Small, regular increases feel normal to clients. Each one is easy to absorb. So by the time three years have passed, the rate has grown significantly — without a single dramatic conversation. Retention stays high because no increase ever felt like a shock.

Pricing Habits Form Early

For those in the early years of a service business, pricing habits form early and harden fast. The founder who raises incrementally from year one builds a very different business than one who avoids the conversation for three years. That difference shows up in revenue, in margin, and in how confidently rates can be quoted.

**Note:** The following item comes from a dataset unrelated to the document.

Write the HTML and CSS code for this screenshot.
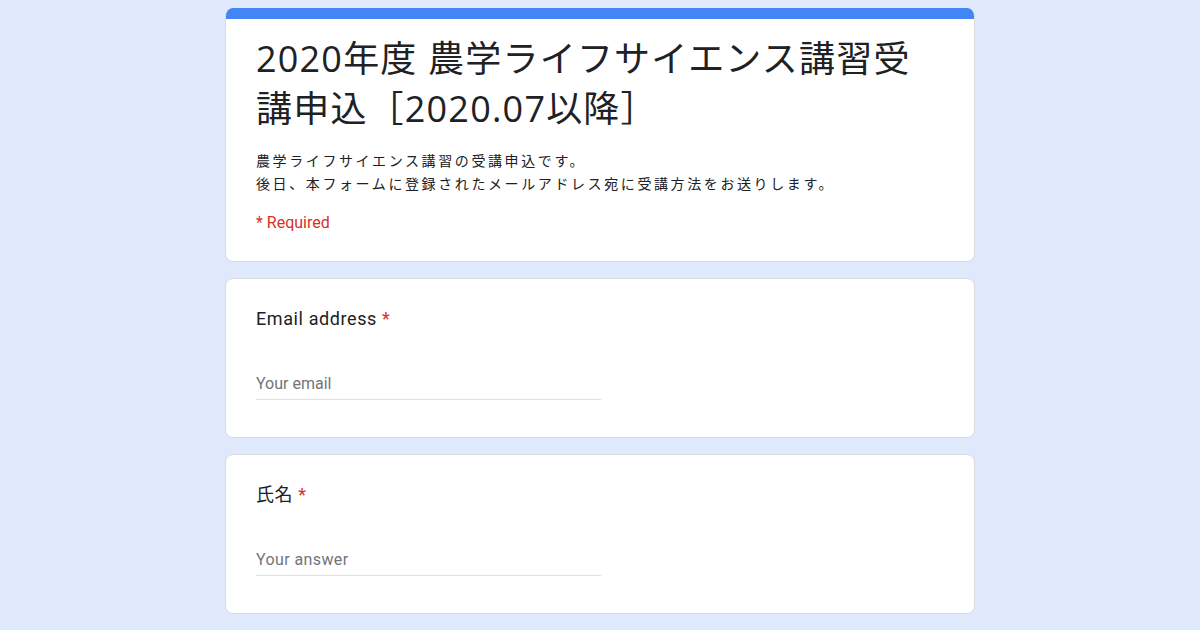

How to Regularly Raise Prices

Set a calendar reminder now for the twelve-month mark from the last rate increase. Decide the new rate before that date arrives. Then send the notice thirty days out. If the current rate has not moved in over a year, pick a target and start the climb this quarter. So the habit begins today, not next year.

Step 2: Lock in the Number and the Date Before Writing Anything

A vague number ruins the conversation before it starts. Decide the exact new rate and the exact effective date first. Then pressure-test it with one question: is this what a new inquiry would be quoted tomorrow? If the answer is no, the number is still too low.

Round to a clean number. “$4,000 per month” lands with confidence. “$3,875 per month” reads like a guess. Confidence in the number is the first signal the client reads — even before the words of the message do.

Decide in Advance

Deciding in advance removes hesitation from the delivery. There is no waffling, no qualifier, no “approximately.” So the message sounds like a professional decision — because it is one. Clients respond to certainty with certainty.

Building Pricing Confidence

For those still building pricing confidence, the number is often the hardest part. When the rate is decided before writing the letter, the emotional work is already done. That separation — decide first, communicate second — makes the delivery much calmer.

What are the Steps You Need to Take

Write the new rate on paper right now. Next, write the effective date. Then write the rate that a new client would be quoted today. Compare all three. The gap between the current rate and the new-client rate is the size of the correction needed. Start there.

Step 3: Give Thirty to Sixty Days' Notice When Raising Prices With Existing Clients

Thirty days is the floor. Sixty days is the professional standard. Anything shorter reads as rushed and erodes trust. The reason is simple — she needs time to adjust her own budget and plan. Giving that time is a sign of respect.

If billing is monthly, thirty days means one more invoice at the old rate. Then the new rate begins. That cadence feels normal. For annual contracts, anchor the increase to the renewal date. The framing becomes: the new rate starts at renewal. That simple shift prevents most objections before they form.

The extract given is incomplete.